■ **TO BE DONE**:
From the listing below, extract every line in which the word "component" appears.

■ **INPUT ROWS**:
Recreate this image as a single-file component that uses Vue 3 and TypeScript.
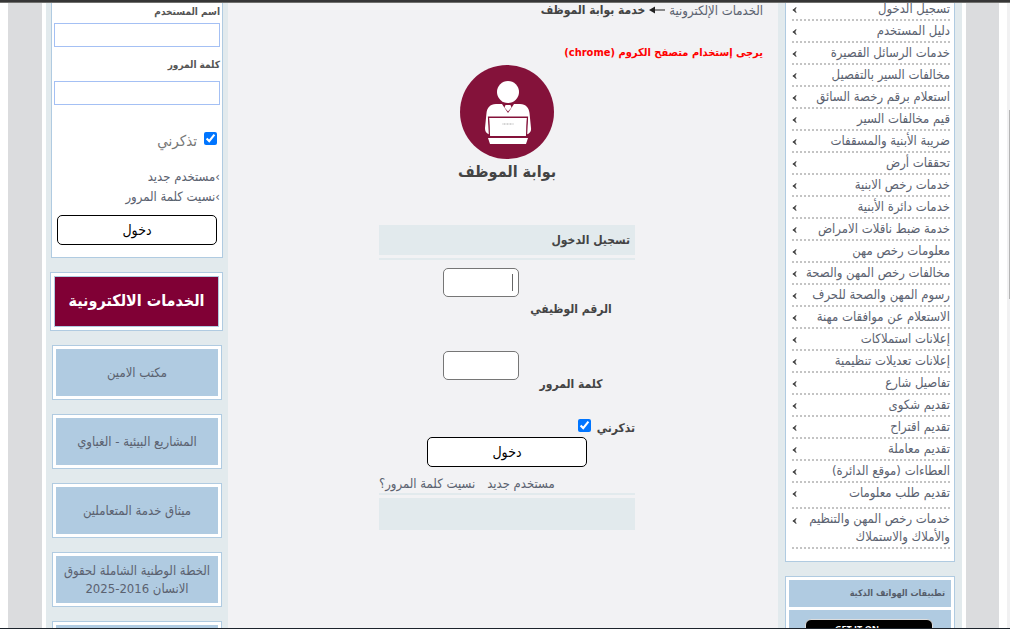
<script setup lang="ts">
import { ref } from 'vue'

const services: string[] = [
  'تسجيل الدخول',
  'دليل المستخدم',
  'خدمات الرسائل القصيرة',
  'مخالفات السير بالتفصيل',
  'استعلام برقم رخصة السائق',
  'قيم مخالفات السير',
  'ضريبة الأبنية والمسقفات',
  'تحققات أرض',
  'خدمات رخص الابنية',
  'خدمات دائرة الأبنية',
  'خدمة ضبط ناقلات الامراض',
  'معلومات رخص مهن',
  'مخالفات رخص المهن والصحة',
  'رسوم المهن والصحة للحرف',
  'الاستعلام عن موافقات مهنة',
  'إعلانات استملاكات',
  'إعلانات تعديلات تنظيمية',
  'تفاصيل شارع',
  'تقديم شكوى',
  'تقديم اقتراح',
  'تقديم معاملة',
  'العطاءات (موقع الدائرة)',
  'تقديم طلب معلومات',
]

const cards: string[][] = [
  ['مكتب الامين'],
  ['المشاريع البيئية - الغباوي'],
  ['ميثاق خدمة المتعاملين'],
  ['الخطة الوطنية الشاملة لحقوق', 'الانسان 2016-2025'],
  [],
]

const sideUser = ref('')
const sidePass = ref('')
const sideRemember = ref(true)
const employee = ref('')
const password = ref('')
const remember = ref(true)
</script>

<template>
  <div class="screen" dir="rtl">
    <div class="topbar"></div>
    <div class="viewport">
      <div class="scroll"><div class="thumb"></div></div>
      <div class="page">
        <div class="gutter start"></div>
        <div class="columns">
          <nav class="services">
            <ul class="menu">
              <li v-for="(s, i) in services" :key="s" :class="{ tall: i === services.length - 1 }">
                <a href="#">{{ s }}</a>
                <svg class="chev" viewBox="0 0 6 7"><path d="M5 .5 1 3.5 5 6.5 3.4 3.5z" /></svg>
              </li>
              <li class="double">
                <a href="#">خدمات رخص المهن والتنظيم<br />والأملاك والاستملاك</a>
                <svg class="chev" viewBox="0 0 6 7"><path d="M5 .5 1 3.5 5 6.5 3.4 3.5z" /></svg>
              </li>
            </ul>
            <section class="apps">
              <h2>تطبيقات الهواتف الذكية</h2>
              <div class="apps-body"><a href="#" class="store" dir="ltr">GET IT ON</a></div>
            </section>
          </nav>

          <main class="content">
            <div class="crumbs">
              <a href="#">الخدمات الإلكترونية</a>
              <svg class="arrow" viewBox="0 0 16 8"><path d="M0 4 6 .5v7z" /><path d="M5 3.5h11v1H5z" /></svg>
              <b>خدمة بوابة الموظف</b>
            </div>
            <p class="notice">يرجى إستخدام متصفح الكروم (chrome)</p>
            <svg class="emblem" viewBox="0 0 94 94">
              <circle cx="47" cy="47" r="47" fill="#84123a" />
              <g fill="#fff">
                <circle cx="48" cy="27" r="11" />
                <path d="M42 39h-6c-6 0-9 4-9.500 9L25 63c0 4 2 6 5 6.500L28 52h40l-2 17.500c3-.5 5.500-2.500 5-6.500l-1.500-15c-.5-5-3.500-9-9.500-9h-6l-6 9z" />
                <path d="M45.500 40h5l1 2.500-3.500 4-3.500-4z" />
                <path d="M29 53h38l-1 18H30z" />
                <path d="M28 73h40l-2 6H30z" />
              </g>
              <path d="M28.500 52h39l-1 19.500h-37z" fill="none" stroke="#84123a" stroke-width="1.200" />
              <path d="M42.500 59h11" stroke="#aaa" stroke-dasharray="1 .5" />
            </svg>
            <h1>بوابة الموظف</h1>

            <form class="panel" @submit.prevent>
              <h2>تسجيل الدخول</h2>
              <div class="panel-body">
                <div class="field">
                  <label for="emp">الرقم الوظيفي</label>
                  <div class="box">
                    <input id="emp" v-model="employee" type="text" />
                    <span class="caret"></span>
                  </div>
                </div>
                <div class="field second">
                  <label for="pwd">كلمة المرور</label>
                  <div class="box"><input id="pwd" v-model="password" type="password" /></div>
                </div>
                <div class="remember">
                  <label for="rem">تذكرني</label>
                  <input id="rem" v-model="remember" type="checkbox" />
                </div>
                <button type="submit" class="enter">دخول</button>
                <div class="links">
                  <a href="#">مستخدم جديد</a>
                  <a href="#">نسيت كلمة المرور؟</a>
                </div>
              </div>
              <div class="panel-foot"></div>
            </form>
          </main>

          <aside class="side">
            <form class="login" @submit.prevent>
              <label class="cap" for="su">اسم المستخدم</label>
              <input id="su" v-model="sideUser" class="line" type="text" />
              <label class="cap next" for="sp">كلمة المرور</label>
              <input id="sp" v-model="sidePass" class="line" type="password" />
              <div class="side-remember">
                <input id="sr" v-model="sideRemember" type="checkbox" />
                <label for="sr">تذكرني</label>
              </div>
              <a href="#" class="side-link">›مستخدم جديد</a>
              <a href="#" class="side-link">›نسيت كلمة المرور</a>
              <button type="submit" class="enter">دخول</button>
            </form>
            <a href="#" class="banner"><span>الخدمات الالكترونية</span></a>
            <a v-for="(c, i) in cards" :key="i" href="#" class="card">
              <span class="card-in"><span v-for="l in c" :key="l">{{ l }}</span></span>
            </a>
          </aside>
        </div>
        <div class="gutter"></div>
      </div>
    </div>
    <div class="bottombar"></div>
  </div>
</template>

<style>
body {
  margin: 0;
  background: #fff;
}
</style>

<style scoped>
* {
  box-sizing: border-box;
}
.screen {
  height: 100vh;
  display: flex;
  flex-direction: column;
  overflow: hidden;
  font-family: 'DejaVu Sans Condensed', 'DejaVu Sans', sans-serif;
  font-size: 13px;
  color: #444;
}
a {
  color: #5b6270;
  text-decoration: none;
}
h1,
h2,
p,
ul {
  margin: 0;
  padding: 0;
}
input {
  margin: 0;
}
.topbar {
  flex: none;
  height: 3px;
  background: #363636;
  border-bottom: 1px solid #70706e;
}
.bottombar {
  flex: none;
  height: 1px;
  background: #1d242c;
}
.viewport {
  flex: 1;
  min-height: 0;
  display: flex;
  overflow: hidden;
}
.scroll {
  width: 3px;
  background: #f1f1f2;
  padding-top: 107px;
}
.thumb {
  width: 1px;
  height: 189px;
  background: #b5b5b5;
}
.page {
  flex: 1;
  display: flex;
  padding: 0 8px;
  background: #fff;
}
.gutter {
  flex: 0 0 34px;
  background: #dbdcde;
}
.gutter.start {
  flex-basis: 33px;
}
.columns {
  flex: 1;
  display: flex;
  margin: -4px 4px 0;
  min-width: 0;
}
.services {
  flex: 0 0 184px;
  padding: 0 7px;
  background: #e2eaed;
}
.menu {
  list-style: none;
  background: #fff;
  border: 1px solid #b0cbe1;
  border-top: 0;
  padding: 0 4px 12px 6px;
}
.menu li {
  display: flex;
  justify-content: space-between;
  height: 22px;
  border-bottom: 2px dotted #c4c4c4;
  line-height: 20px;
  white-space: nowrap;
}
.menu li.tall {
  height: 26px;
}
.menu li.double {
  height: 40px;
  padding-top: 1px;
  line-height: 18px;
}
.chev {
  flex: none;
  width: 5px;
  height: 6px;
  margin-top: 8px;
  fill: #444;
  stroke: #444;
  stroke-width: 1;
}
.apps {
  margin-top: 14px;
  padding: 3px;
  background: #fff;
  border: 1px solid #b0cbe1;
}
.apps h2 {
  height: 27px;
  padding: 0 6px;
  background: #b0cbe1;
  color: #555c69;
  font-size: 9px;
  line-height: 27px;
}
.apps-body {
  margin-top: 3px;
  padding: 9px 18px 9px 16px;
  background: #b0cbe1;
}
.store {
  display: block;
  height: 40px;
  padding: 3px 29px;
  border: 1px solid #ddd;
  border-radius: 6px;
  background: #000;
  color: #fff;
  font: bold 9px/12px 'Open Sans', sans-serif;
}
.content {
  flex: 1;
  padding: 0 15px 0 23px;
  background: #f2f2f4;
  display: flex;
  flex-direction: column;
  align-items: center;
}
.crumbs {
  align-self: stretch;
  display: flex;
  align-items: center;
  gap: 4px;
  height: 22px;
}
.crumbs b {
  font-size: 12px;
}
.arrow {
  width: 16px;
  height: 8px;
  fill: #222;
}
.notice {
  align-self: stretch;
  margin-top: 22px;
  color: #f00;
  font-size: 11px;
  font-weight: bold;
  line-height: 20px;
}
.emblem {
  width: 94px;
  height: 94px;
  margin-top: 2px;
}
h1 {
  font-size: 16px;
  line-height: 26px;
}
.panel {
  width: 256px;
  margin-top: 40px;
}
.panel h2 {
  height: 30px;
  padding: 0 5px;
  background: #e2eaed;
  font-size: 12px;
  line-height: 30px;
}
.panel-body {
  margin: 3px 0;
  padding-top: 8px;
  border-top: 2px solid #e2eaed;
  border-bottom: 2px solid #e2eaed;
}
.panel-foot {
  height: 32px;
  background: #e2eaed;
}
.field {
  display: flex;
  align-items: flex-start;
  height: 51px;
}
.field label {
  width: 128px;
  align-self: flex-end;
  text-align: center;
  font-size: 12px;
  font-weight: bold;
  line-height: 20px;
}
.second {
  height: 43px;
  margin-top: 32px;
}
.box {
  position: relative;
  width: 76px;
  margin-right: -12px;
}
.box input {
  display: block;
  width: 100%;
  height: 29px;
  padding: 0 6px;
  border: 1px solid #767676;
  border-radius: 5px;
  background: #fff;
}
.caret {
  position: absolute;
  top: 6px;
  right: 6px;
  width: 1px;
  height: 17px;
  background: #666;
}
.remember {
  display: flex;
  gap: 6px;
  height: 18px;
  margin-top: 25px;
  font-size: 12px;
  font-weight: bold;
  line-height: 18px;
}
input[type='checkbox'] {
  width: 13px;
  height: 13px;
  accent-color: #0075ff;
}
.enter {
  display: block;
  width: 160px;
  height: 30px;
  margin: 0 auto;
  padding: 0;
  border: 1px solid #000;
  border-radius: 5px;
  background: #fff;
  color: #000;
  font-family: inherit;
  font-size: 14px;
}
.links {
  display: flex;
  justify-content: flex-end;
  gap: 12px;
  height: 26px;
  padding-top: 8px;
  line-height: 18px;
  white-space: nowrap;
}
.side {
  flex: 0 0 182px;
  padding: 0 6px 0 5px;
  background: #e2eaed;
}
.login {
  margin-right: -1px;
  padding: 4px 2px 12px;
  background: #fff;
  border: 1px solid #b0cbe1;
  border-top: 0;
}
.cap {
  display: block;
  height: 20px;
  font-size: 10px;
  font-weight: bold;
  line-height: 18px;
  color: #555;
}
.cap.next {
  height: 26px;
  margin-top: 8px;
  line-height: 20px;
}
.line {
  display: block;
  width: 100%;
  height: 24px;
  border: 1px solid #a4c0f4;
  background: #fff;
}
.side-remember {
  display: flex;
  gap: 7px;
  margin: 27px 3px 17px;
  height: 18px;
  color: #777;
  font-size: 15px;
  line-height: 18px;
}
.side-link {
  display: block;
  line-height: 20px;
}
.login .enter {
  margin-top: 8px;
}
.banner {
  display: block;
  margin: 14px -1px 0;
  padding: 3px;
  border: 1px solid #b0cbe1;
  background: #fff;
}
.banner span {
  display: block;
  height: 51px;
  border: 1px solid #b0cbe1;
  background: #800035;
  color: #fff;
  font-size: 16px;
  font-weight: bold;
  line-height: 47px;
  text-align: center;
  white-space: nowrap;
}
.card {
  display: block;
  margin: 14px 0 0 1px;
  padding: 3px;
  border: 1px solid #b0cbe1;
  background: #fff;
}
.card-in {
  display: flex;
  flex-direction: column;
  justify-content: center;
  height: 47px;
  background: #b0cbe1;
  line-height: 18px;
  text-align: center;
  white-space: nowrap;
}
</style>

--

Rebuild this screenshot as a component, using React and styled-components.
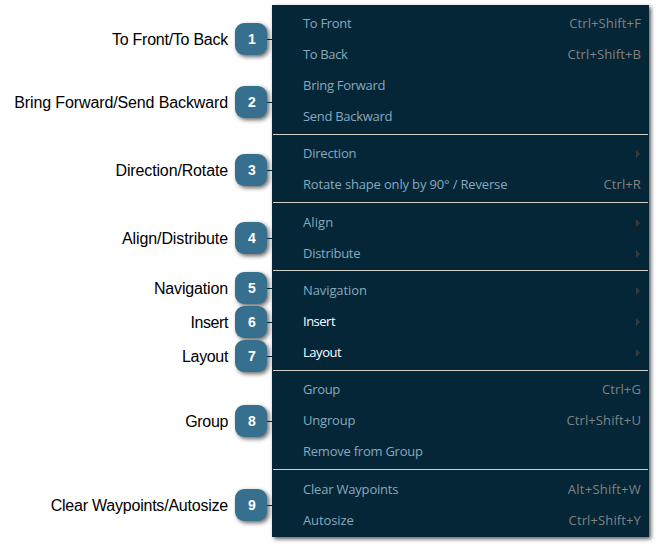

■ **SOLVED EXERCISE**:
Recreate this image as a single-file component that uses Vue 3 and TypeScript.
Rebuild this screenshot as a component, using React and styled-components.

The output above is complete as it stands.